The trails here are close in proximity to Algonquin Park – some big and small hills, lots of trees and lots of rock. These trails also stretch all the way to the Ottawa River and the border of Quebec, with some talk floating around of trails even reaching the legendary Mattawa VMUTS trails in the future.
For my one day trek through the area, me and few buds (Ryan Tarrant and Shelby Mahon) staged out of Barry’s Bay – about 20 minutes away from our trailhead. We stayed at the Pinewood Inn, an ATV-friendly motel, but we would have had an incredible pick of accommodations as almost every other place in the valley caters to powersports – notables including the Ash Grove Inn, where we had breakfast and dinner most days. They even have a dock for people who want to boat in for their meals.
Over the next 24 hours would did a decent sized loop that took us to just a few of the killer features throughout the trail system; an outlook over a river with an industrial era boiler sitting mid-river, a climb to a big vista of one of the many valleys in the area, and a challenging water-crossing.
The trailhead had plenty of parking for five big trucks and trailers, and we all unloaded without incident – we took a peek at the water crossing about five minutes down the road to make sure the water wasn’t too deep and ran into a couple camping on Crown Land – another incredible thing you can do wherever you find a spot in Northern Ontario. They had a full off-grid RV setup and were enjoying some time by the river.
We headed over to the lookout over the boiler, but there were a few trees freshly down. The trail patrol made quick work of this and we were back on our way. It’s a testament to how well kept these trails are that we didn’t see another tree across our path for the rest of the day.
The lookout at the boiler was great – a perfect place for a quick stop to appreciate the backcountry. This is exactly what I mean when I say these trails allow you to see parts of the country that would never be seen otherwise. We all took a deep breath and started on our ride in earnest.
Over the next section we rode close to some big lakes and marshes. We met a few other ATVers who had portaged a canoe into these quiet, unpopulated lakes. A few tossed their lines in the water and were likely richly rewarded given the remoteness of these waterways. It’s not often you get to ride with lakes right beside the trail.
We reached the first part of an ascent that would take us to a major lookout in the area, and we all had a great time bouncing our way up the rocky trail. The tall trees right around the trail made the whole thing feel like even more of an adventure – almost like something out of a movie.
There were two paths up to the lookout, both well signed and easy to follow. Unlike other parts of Ontario, the Renfrew ATV Club shares a lot of its trails with the snowmobile clubs – a great idea, and puts a smile on my face to see powersports clubs cooperating. We took the easier path as there were a few UTVs with us that day, but I’m eager to go back with my quad and tackle the harder challenge one day soon.

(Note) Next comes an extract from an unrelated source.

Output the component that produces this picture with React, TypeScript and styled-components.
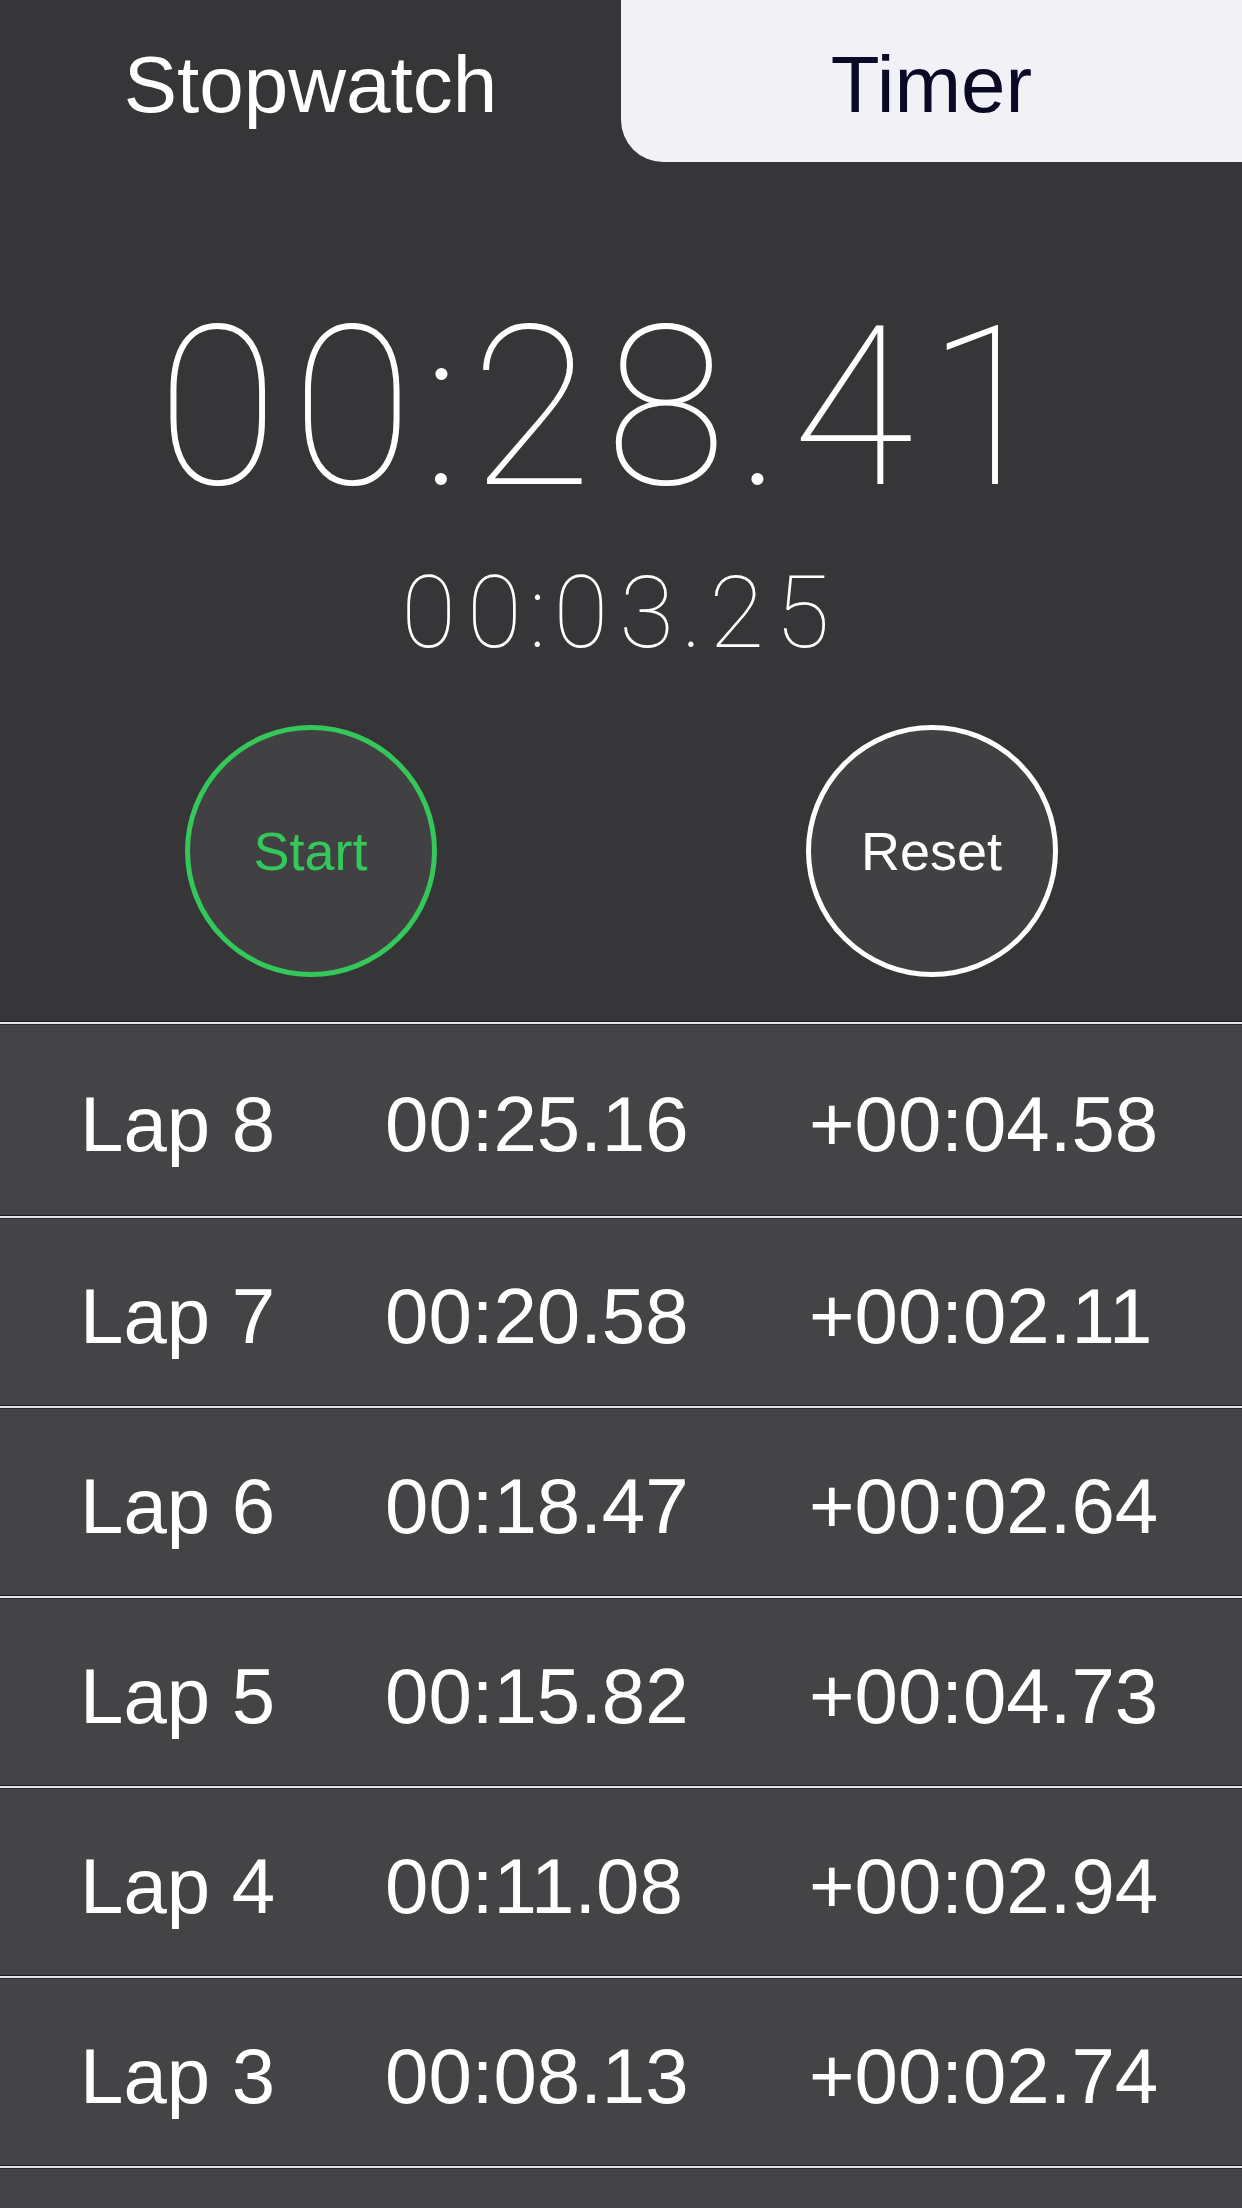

I’d been to this lookout before, in the winter, and it’s majestic even with all the leaves off the trees. But this was a brilliant sunny day, with only a smattering of clouds in the sky, and the forest was at its most vibrant with a narrow band of blue water winding its way through the deep green of the boreal forest, framed by another big hill in the distance.
It’s safe to say that everyone quickly took out their cameras to try and capture this epic scenery. We reluctantly mounted our quads and jumped back on the trail with a lunch destination at Spectacle Lake Lodge. I’ve known owner/operator Sharon Muhassier for a long time, and I like to think the warm welcome is something that is reserved especially for me, but who am I kidding. She treats all of her guests with incredible warmth, and there’s a reason Spectacle Lake is a go-to for thousands of guests and families every year.
After a killer lunch (I had the burger and fries and they were just the way I like them) we headed back to town, but not before cooling off with a little water crossing.
The Renfrew Country ATV Club is part of the Eastern Ontario Trail Alliance. An annual pass is $150 and helps keep the trails in amazing condition all season long. I can personally attest to that – but perhaps what’s most important to share about this trip is just how incredible the connection to the natural world is – and that all types of riders are welcome here; backcountry campers, paddlers, anglers, technical ATV riders. There’s tons of space for everyone.